-- start --
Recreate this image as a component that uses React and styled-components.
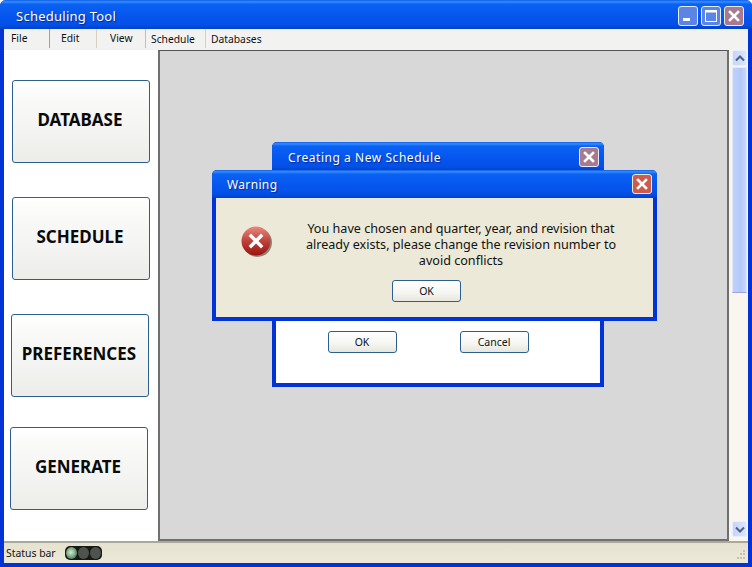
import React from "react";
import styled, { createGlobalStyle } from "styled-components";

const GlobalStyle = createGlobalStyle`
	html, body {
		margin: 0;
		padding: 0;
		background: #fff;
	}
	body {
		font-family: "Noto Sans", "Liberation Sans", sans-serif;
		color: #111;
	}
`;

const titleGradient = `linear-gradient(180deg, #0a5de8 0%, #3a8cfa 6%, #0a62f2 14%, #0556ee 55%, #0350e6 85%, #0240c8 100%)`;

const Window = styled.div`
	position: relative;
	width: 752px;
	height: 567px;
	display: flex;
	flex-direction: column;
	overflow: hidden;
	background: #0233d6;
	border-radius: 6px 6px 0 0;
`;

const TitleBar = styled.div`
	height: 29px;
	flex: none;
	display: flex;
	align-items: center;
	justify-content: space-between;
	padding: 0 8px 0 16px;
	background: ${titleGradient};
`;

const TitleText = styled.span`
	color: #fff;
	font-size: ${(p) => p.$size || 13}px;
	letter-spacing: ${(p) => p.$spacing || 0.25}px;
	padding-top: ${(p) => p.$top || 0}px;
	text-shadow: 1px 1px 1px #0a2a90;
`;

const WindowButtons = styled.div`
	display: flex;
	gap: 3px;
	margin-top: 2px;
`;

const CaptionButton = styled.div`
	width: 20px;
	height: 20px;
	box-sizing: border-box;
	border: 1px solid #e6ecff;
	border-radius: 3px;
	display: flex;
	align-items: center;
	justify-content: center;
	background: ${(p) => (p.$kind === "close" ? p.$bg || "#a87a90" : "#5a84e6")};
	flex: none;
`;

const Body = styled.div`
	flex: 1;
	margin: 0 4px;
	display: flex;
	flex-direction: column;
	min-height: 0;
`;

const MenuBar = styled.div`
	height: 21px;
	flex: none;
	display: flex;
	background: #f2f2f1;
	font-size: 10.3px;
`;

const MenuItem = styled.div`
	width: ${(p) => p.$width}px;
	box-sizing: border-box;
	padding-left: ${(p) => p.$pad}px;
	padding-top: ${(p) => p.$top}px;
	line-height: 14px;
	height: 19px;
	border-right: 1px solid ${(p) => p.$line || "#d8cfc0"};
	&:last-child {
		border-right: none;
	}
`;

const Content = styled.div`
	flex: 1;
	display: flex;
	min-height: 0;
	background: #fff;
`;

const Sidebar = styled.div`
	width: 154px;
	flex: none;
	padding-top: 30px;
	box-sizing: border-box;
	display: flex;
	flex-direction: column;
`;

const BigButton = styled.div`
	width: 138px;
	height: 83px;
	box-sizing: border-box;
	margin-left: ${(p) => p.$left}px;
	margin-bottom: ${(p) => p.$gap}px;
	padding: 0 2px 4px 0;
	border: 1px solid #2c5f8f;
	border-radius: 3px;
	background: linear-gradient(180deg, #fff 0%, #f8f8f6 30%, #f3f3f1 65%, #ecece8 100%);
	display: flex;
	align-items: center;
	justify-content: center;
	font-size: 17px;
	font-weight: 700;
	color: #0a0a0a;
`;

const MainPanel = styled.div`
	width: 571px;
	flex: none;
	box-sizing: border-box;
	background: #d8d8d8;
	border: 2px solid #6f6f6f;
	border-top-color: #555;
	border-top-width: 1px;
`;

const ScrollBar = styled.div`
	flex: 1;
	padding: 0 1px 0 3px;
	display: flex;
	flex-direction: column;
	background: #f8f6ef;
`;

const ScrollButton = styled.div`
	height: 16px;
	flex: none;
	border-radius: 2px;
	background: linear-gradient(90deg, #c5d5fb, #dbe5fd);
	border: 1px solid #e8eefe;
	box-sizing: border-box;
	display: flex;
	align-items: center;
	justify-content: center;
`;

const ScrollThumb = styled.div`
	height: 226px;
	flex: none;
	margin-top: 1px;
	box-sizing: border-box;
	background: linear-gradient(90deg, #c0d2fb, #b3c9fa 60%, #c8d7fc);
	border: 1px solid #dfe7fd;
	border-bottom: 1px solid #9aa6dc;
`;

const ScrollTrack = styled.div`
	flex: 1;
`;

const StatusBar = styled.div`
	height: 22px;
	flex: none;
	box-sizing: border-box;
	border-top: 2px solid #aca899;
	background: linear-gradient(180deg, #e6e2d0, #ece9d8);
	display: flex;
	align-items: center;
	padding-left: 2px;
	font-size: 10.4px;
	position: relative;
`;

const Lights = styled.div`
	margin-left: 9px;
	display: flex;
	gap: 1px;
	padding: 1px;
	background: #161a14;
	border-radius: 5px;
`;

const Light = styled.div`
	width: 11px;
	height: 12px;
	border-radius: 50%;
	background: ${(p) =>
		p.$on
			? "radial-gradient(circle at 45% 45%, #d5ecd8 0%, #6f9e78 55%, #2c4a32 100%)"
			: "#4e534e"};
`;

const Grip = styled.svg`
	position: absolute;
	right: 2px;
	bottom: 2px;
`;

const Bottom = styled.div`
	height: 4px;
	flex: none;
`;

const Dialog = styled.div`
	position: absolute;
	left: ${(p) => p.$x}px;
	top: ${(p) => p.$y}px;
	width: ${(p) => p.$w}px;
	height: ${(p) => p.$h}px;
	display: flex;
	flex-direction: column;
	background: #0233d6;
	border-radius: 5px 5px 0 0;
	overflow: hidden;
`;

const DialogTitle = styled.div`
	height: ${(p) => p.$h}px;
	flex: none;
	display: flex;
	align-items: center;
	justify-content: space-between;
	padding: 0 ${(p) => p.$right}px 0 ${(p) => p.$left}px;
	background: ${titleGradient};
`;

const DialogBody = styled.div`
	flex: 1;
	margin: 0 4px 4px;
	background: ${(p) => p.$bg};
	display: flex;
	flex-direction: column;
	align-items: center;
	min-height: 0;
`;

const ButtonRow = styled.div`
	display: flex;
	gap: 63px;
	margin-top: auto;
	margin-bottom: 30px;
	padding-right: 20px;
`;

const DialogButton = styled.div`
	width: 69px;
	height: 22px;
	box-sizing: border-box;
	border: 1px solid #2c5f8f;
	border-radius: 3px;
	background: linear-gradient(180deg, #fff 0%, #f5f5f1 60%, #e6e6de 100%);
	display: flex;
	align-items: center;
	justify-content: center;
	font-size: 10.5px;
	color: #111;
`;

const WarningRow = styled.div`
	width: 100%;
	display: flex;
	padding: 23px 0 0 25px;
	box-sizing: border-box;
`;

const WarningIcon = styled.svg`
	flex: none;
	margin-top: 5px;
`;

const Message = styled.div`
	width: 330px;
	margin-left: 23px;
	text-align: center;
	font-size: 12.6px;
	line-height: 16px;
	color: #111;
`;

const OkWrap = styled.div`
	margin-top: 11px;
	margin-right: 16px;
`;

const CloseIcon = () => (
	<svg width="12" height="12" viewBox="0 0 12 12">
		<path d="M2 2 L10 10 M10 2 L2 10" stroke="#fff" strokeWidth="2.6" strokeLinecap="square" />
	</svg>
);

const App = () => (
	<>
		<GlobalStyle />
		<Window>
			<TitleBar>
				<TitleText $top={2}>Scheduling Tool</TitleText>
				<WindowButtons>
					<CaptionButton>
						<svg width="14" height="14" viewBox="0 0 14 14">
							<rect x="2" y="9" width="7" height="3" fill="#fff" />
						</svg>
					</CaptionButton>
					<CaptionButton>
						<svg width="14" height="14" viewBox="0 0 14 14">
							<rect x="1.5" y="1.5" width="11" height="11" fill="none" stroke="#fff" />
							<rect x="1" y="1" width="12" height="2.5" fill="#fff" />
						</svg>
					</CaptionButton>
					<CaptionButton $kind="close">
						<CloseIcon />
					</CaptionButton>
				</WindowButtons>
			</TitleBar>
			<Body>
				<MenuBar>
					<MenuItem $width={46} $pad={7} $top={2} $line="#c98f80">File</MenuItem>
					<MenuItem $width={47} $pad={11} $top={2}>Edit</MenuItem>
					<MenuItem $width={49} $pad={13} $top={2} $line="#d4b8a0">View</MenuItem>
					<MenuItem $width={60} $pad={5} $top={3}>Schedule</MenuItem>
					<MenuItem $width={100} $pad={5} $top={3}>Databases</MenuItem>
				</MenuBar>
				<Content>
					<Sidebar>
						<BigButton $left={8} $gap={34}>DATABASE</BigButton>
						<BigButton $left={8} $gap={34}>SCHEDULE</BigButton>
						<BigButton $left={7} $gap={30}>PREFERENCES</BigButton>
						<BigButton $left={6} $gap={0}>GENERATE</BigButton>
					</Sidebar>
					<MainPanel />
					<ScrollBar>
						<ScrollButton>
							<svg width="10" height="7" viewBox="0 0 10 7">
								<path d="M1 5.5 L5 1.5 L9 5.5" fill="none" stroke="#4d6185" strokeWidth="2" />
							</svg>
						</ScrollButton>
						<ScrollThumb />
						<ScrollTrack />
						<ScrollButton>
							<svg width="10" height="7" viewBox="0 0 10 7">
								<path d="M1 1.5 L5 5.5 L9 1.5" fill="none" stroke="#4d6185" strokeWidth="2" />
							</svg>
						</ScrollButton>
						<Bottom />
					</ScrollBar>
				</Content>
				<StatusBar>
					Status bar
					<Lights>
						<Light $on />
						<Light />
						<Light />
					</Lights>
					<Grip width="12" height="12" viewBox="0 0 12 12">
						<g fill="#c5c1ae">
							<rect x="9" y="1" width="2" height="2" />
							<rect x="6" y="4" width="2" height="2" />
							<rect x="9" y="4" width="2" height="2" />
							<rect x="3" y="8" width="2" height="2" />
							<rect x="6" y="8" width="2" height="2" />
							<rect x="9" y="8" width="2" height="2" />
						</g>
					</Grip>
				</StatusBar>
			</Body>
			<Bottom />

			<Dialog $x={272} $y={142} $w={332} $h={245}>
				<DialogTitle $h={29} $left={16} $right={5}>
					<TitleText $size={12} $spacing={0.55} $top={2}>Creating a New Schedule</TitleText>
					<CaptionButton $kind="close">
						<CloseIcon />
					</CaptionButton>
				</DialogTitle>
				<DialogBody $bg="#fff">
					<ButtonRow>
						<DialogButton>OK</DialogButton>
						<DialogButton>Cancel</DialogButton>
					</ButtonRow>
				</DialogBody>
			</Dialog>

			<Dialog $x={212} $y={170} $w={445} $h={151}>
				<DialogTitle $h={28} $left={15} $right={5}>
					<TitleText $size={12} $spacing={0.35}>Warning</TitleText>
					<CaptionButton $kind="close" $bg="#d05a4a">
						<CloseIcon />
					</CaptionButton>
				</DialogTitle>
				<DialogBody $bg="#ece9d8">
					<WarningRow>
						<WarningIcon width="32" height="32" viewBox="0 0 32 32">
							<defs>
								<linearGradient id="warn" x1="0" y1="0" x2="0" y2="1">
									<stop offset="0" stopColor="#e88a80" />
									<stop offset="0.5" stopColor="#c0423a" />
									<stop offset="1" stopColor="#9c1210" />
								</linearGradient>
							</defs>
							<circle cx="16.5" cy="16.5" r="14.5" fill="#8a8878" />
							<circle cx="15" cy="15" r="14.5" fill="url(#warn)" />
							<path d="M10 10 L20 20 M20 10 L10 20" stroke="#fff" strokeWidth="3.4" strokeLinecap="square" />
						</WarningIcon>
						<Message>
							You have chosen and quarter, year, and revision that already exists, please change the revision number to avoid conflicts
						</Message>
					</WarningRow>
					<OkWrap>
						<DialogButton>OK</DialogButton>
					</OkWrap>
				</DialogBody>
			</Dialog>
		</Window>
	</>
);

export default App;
-- end --
-- start --
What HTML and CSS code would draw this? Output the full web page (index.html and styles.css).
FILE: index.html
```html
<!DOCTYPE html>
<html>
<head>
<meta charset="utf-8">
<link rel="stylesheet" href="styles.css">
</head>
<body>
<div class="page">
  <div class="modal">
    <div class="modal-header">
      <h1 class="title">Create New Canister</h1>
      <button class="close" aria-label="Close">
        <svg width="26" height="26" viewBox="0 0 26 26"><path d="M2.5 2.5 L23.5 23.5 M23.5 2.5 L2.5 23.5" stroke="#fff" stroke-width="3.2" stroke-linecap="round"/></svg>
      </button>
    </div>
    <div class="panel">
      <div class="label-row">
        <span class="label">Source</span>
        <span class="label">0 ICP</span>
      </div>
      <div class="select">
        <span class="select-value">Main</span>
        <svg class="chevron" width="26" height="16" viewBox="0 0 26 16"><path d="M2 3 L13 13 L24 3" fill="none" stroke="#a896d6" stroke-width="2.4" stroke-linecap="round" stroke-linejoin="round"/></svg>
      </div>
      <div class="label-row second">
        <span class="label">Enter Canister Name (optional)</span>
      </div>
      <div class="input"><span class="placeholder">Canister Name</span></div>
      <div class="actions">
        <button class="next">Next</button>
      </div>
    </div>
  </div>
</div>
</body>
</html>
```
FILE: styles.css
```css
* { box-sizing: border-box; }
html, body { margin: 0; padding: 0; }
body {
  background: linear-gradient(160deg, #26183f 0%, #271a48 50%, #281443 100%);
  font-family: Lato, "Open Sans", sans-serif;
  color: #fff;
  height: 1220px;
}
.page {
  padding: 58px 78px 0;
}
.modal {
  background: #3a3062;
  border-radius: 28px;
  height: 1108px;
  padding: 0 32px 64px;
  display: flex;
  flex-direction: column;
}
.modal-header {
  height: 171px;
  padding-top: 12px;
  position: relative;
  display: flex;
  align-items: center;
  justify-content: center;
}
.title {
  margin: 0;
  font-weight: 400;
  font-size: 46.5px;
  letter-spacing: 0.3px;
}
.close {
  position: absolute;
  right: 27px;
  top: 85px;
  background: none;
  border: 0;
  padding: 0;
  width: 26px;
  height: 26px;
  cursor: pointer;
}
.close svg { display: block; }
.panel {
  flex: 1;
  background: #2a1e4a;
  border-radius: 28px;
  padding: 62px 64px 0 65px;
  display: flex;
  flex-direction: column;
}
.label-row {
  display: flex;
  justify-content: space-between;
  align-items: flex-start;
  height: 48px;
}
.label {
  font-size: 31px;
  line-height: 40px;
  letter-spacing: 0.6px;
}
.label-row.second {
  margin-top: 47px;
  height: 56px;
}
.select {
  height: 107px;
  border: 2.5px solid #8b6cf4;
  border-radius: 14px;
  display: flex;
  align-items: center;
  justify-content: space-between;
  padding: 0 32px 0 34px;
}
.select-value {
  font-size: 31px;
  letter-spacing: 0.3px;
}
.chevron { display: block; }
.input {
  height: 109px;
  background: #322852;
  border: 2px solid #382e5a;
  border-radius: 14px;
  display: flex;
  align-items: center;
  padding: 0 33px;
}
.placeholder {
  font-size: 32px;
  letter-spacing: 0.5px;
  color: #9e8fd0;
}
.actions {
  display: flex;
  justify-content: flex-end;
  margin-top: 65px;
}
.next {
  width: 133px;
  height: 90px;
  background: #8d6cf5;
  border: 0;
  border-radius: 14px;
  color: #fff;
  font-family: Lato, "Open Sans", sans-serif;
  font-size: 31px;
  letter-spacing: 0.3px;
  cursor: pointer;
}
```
-- end --
Task to complete: Locate the word "that" in the data above. Copy every line carrying it.

Written solution:
Recreate this image as a component that uses React and styled-components.
							You have chosen and quarter, year, and revision that already exists, please change the revision number to avoid conflicts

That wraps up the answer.